B.J. Upton became one of 12 players since the start of the millennium to post an OPS below .560 while taking at least 400 trips to the plate. Upton, who established himself as one of baseball’s most dynamic players while with the Rays, could never get it going in the first year of a five-year, $75.25 million contract with the Braves. It got ugly.
Trying to put the past behind him, Upton has made some slight adjustments in his swing. Hitting coach Greg Walker liked what he saw when he visited Upton at his home in Tampa in January. Via David O’Brien of the Atlanta Journal Constitution:
What Walker noticed first when he visted Upton at his Tampa home in January was how much movement he’d cut out of his swing and stance, including eliminating the leg lift and long slide step with his front foot. Upton, 29, said his swing gradually deteriorated over the past several years after he began trying to pull the ball more after his early success with the Rays.
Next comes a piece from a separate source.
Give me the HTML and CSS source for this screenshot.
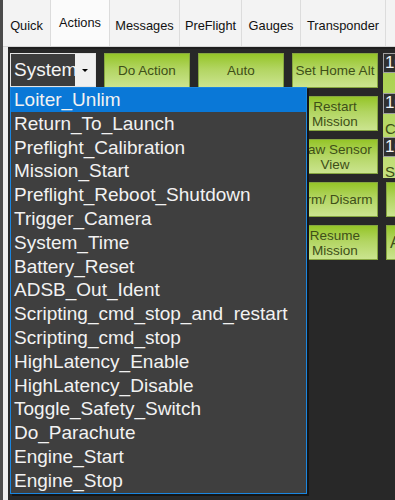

“If you go back and watch (video of) B.J., his misses got bigger from year to year,” Walker said. “His swing got looser and looser. The only thing we told him to do — we don’t want you to change anything, we don’t want to turn you into somebody you’ve never been. All we want you to do is go back to the way you hit when you were a kid.
The Braves as a team had the third-highest strikeout rate in baseball. Upton’s 34 percent strikeout rate led the team and was the second-highest in baseball behind Chris Carter. While Upton has always been known for striking out, his rate was never that high; rather, it ranged from 21 to 28 percent while with the Rays. As a result, Upton’s average plummeted to .184 (career .248) and his power vanished as he finished with a .105 isolated power (career .161).
Upton will be one of the more interesting players to watch during spring training, to see if the mechanical adjustments help. Having lost power-hitting catcher Brian McCann to free agency, the Braves would love to gain back some of that lost offense with an Upton rebound.